## Stored data

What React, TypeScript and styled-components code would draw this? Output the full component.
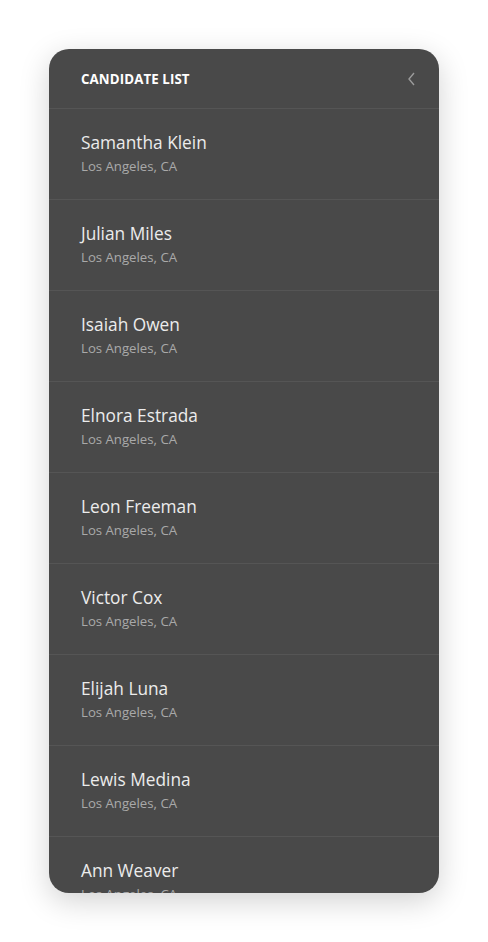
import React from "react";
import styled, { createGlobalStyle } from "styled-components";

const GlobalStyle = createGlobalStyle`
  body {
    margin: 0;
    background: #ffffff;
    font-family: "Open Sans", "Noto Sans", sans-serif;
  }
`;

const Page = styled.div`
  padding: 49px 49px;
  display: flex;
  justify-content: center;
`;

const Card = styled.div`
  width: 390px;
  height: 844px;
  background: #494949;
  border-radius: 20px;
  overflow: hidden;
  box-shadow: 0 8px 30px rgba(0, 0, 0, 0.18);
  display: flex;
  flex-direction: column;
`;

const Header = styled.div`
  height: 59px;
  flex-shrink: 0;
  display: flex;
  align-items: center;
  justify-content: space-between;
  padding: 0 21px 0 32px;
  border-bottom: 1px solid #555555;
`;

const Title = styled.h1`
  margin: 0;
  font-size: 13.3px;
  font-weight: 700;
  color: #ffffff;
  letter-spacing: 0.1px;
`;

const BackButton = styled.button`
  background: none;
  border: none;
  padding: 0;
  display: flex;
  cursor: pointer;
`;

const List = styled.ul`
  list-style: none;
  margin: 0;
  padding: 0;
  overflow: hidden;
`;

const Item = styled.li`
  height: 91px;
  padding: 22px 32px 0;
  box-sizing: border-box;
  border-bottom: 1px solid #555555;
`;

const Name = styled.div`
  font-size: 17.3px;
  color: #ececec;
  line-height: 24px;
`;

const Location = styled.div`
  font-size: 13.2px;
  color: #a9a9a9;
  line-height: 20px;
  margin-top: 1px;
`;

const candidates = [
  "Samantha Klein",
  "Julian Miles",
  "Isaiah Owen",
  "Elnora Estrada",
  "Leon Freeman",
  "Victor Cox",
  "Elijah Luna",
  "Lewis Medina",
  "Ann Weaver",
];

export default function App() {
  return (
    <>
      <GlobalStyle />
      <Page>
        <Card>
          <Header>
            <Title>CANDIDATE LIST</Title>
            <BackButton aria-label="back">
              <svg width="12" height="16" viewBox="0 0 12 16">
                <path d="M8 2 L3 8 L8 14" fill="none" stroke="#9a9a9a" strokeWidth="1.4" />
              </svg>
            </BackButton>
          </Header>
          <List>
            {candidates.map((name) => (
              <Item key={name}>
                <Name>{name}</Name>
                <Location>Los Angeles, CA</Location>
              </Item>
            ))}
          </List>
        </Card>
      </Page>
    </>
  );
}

## Problem statement
Omit the pictures and reproduce the listing exactly.

## Solution for this task
What React, TypeScript and styled-components code would draw this? Output the full component.
import React from "react";
import styled, { createGlobalStyle } from "styled-components";

const GlobalStyle = createGlobalStyle`
  body {
    margin: 0;
    background: #ffffff;
    font-family: "Open Sans", "Noto Sans", sans-serif;
  }
`;

const Page = styled.div`
  padding: 49px 49px;
  display: flex;
  justify-content: center;
`;

const Card = styled.div`
  width: 390px;
  height: 844px;
  background: #494949;
  border-radius: 20px;
  overflow: hidden;
  box-shadow: 0 8px 30px rgba(0, 0, 0, 0.18);
  display: flex;
  flex-direction: column;
`;

const Header = styled.div`
  height: 59px;
  flex-shrink: 0;
  display: flex;
  align-items: center;
  justify-content: space-between;
  padding: 0 21px 0 32px;
  border-bottom: 1px solid #555555;
`;

const Title = styled.h1`
  margin: 0;
  font-size: 13.3px;
  font-weight: 700;
  color: #ffffff;
  letter-spacing: 0.1px;
`;

const BackButton = styled.button`
  background: none;
  border: none;
  padding: 0;
  display: flex;
  cursor: pointer;
`;

const List = styled.ul`
  list-style: none;
  margin: 0;
  padding: 0;
  overflow: hidden;
`;

const Item = styled.li`
  height: 91px;
  padding: 22px 32px 0;
  box-sizing: border-box;
  border-bottom: 1px solid #555555;
`;

const Name = styled.div`
  font-size: 17.3px;
  color: #ececec;
  line-height: 24px;
`;

const Location = styled.div`
  font-size: 13.2px;
  color: #a9a9a9;
  line-height: 20px;
  margin-top: 1px;
`;

const candidates = [
  "Samantha Klein",
  "Julian Miles",
  "Isaiah Owen",
  "Elnora Estrada",
  "Leon Freeman",
  "Victor Cox",
  "Elijah Luna",
  "Lewis Medina",
  "Ann Weaver",
];

export default function App() {
  return (
    <>
      <GlobalStyle />
      <Page>
        <Card>
          <Header>
            <Title>CANDIDATE LIST</Title>
            <BackButton aria-label="back">
              <svg width="12" height="16" viewBox="0 0 12 16">
                <path d="M8 2 L3 8 L8 14" fill="none" stroke="#9a9a9a" strokeWidth="1.4" />
              </svg>
            </BackButton>
          </Header>
          <List>
            {candidates.map((name) => (
              <Item key={name}>
                <Name>{name}</Name>
                <Location>Los Angeles, CA</Location>
              </Item>
            ))}
          </List>
        </Card>
      </Page>
    </>
  );
}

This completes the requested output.